→ WHAT IS BEING ASKED
Output every line exactly as written. Leave out pictures.

..........

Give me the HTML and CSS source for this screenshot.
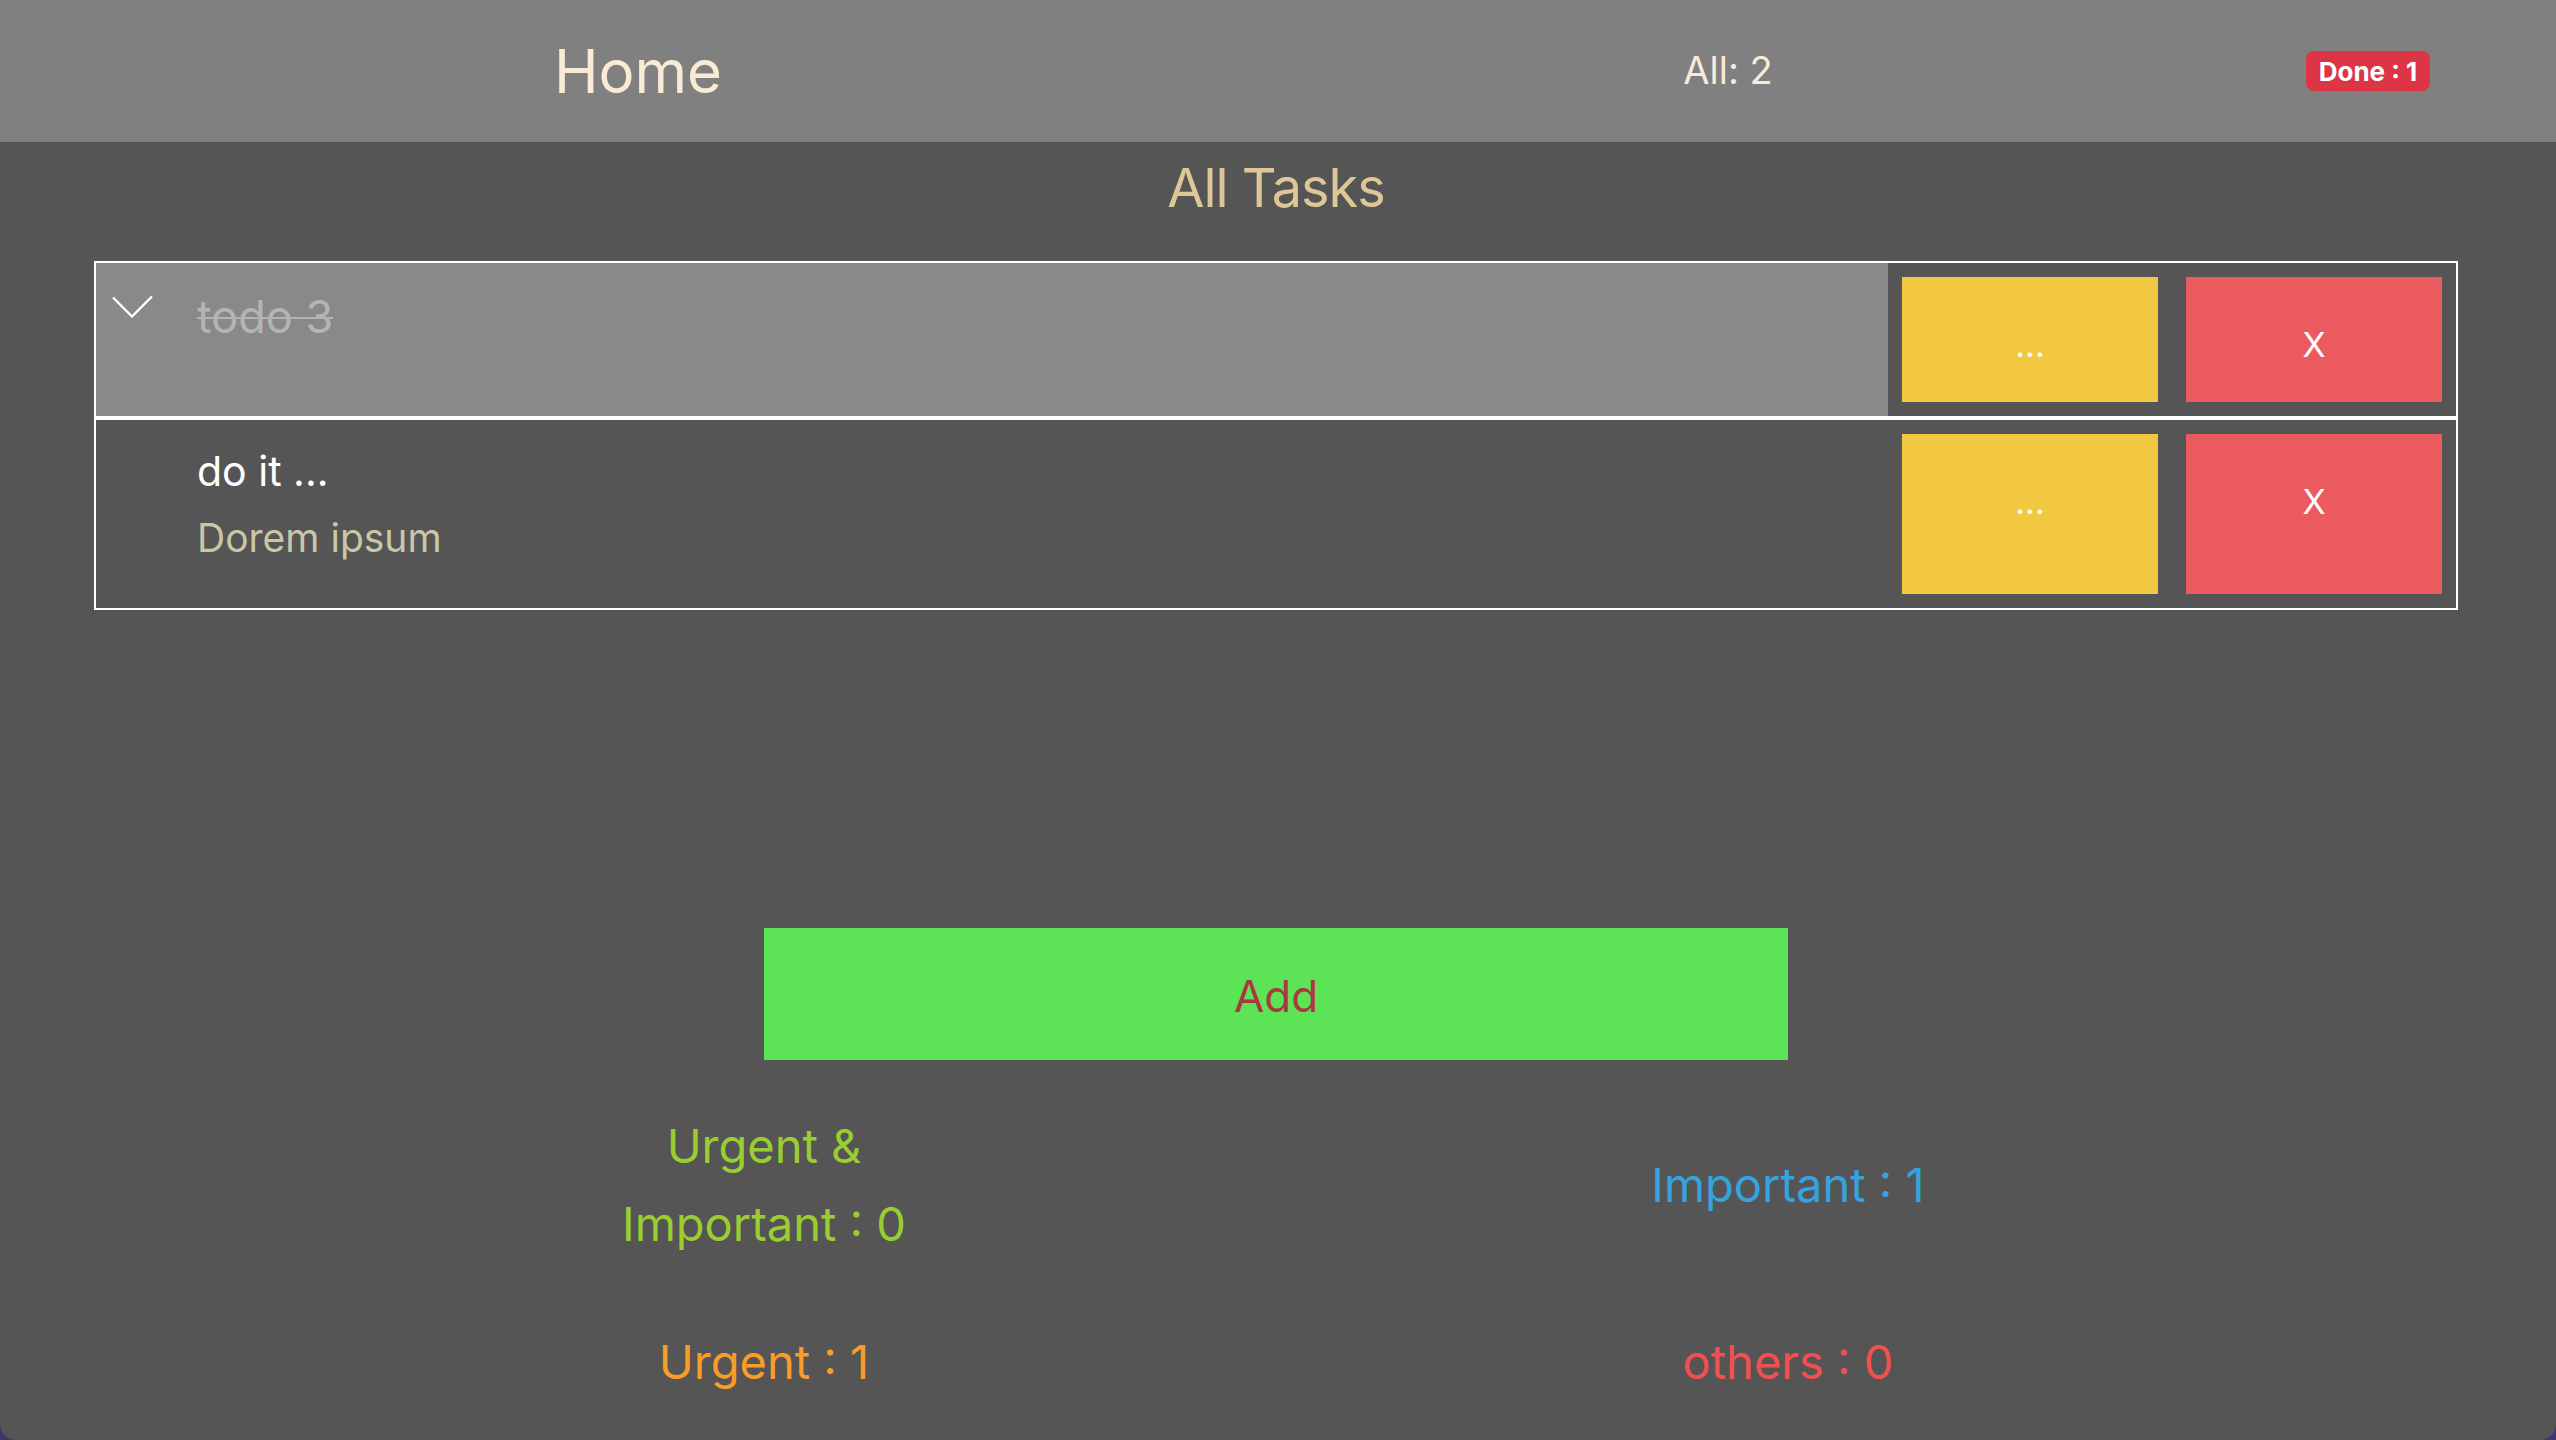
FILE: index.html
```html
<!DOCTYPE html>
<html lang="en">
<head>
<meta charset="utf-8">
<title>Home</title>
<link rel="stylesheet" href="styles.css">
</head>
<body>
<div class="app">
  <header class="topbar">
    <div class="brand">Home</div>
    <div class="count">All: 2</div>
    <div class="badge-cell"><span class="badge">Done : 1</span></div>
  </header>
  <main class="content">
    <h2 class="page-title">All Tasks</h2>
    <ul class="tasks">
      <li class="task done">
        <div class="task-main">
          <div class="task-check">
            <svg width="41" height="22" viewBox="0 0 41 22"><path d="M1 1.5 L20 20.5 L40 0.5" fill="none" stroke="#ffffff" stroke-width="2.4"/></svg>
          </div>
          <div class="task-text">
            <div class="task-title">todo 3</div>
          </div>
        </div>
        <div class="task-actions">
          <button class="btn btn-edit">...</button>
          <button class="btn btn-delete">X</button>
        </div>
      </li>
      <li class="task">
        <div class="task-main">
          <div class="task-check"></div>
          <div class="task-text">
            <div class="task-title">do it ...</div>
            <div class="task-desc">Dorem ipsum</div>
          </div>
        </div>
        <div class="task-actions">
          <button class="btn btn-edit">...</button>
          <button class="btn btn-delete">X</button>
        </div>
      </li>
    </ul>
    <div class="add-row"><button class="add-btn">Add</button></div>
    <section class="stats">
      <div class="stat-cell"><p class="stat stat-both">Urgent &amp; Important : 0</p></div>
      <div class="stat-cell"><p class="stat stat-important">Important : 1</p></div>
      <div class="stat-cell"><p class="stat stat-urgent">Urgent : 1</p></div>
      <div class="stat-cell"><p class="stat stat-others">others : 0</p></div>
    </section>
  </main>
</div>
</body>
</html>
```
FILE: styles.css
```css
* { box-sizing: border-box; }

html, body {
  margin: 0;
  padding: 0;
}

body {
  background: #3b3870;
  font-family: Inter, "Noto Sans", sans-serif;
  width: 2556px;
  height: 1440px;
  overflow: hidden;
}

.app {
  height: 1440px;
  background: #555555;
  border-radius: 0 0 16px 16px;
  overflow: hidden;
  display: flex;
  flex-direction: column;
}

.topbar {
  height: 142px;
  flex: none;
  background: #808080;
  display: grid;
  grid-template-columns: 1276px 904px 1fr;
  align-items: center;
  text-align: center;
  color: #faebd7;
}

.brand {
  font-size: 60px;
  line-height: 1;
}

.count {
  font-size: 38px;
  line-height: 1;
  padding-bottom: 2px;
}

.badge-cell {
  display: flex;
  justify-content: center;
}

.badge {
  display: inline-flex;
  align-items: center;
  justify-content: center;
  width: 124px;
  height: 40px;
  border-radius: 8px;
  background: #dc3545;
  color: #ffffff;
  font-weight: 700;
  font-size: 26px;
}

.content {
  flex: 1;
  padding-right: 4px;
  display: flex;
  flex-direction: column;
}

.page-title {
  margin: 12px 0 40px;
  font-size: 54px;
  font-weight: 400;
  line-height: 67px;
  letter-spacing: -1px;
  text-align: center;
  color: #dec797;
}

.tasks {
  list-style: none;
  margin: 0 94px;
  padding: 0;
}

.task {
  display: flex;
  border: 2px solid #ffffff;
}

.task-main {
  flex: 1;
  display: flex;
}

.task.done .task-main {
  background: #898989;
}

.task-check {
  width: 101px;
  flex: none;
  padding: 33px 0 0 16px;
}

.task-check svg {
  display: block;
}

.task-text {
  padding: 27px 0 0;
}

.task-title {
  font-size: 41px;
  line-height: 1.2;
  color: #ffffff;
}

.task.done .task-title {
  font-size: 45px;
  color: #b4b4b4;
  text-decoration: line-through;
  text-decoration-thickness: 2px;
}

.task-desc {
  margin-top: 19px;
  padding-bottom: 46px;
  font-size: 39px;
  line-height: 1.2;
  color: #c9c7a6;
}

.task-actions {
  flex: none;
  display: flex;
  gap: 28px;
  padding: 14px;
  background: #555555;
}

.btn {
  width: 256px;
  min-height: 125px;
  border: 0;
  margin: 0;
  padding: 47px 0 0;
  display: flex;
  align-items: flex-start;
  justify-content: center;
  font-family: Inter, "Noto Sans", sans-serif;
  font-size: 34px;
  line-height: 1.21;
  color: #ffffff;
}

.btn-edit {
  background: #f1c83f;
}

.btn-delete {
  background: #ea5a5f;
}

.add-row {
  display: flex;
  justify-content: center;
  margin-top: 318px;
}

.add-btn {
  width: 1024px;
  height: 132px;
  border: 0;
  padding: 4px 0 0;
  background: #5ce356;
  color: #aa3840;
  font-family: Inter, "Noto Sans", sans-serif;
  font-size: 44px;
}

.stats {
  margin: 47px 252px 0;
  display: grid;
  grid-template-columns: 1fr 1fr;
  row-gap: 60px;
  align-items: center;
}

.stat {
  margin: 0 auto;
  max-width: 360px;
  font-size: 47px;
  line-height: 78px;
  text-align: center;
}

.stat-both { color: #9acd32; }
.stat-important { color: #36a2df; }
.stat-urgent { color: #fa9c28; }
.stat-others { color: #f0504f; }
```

..........

→ FINISHED EXERCISE
Give me the HTML and CSS source for this screenshot.
FILE: index.html
```html
<!DOCTYPE html>
<html lang="en">
<head>
<meta charset="utf-8">
<title>Home</title>
<link rel="stylesheet" href="styles.css">
</head>
<body>
<div class="app">
  <header class="topbar">
    <div class="brand">Home</div>
    <div class="count">All: 2</div>
    <div class="badge-cell"><span class="badge">Done : 1</span></div>
  </header>
  <main class="content">
    <h2 class="page-title">All Tasks</h2>
    <ul class="tasks">
      <li class="task done">
        <div class="task-main">
          <div class="task-check">
            <svg width="41" height="22" viewBox="0 0 41 22"><path d="M1 1.5 L20 20.5 L40 0.5" fill="none" stroke="#ffffff" stroke-width="2.4"/></svg>
          </div>
          <div class="task-text">
            <div class="task-title">todo 3</div>
          </div>
        </div>
        <div class="task-actions">
          <button class="btn btn-edit">...</button>
          <button class="btn btn-delete">X</button>
        </div>
      </li>
      <li class="task">
        <div class="task-main">
          <div class="task-check"></div>
          <div class="task-text">
            <div class="task-title">do it ...</div>
            <div class="task-desc">Dorem ipsum</div>
          </div>
        </div>
        <div class="task-actions">
          <button class="btn btn-edit">...</button>
          <button class="btn btn-delete">X</button>
        </div>
      </li>
    </ul>
    <div class="add-row"><button class="add-btn">Add</button></div>
    <section class="stats">
      <div class="stat-cell"><p class="stat stat-both">Urgent &amp; Important : 0</p></div>
      <div class="stat-cell"><p class="stat stat-important">Important : 1</p></div>
      <div class="stat-cell"><p class="stat stat-urgent">Urgent : 1</p></div>
      <div class="stat-cell"><p class="stat stat-others">others : 0</p></div>
    </section>
  </main>
</div>
</body>
</html>
```
FILE: styles.css
```css
* { box-sizing: border-box; }

html, body {
  margin: 0;
  padding: 0;
}

body {
  background: #3b3870;
  font-family: Inter, "Noto Sans", sans-serif;
  width: 2556px;
  height: 1440px;
  overflow: hidden;
}

.app {
  height: 1440px;
  background: #555555;
  border-radius: 0 0 16px 16px;
  overflow: hidden;
  display: flex;
  flex-direction: column;
}

.topbar {
  height: 142px;
  flex: none;
  background: #808080;
  display: grid;
  grid-template-columns: 1276px 904px 1fr;
  align-items: center;
  text-align: center;
  color: #faebd7;
}

.brand {
  font-size: 60px;
  line-height: 1;
}

.count {
  font-size: 38px;
  line-height: 1;
  padding-bottom: 2px;
}

.badge-cell {
  display: flex;
  justify-content: center;
}

.badge {
  display: inline-flex;
  align-items: center;
  justify-content: center;
  width: 124px;
  height: 40px;
  border-radius: 8px;
  background: #dc3545;
  color: #ffffff;
  font-weight: 700;
  font-size: 26px;
}

.content {
  flex: 1;
  padding-right: 4px;
  display: flex;
  flex-direction: column;
}

.page-title {
  margin: 12px 0 40px;
  font-size: 54px;
  font-weight: 400;
  line-height: 67px;
  letter-spacing: -1px;
  text-align: center;
  color: #dec797;
}

.tasks {
  list-style: none;
  margin: 0 94px;
  padding: 0;
}

.task {
  display: flex;
  border: 2px solid #ffffff;
}

.task-main {
  flex: 1;
  display: flex;
}

.task.done .task-main {
  background: #898989;
}

.task-check {
  width: 101px;
  flex: none;
  padding: 33px 0 0 16px;
}

.task-check svg {
  display: block;
}

.task-text {
  padding: 27px 0 0;
}

.task-title {
  font-size: 41px;
  line-height: 1.2;
  color: #ffffff;
}

.task.done .task-title {
  font-size: 45px;
  color: #b4b4b4;
  text-decoration: line-through;
  text-decoration-thickness: 2px;
}

.task-desc {
  margin-top: 19px;
  padding-bottom: 46px;
  font-size: 39px;
  line-height: 1.2;
  color: #c9c7a6;
}

.task-actions {
  flex: none;
  display: flex;
  gap: 28px;
  padding: 14px;
  background: #555555;
}

.btn {
  width: 256px;
  min-height: 125px;
  border: 0;
  margin: 0;
  padding: 47px 0 0;
  display: flex;
  align-items: flex-start;
  justify-content: center;
  font-family: Inter, "Noto Sans", sans-serif;
  font-size: 34px;
  line-height: 1.21;
  color: #ffffff;
}

.btn-edit {
  background: #f1c83f;
}

.btn-delete {
  background: #ea5a5f;
}

.add-row {
  display: flex;
  justify-content: center;
  margin-top: 318px;
}

.add-btn {
  width: 1024px;
  height: 132px;
  border: 0;
  padding: 4px 0 0;
  background: #5ce356;
  color: #aa3840;
  font-family: Inter, "Noto Sans", sans-serif;
  font-size: 44px;
}

.stats {
  margin: 47px 252px 0;
  display: grid;
  grid-template-columns: 1fr 1fr;
  row-gap: 60px;
  align-items: center;
}

.stat {
  margin: 0 auto;
  max-width: 360px;
  font-size: 47px;
  line-height: 78px;
  text-align: center;
}

.stat-both { color: #9acd32; }
.stat-important { color: #36a2df; }
.stat-urgent { color: #fa9c28; }
.stat-others { color: #f0504f; }
```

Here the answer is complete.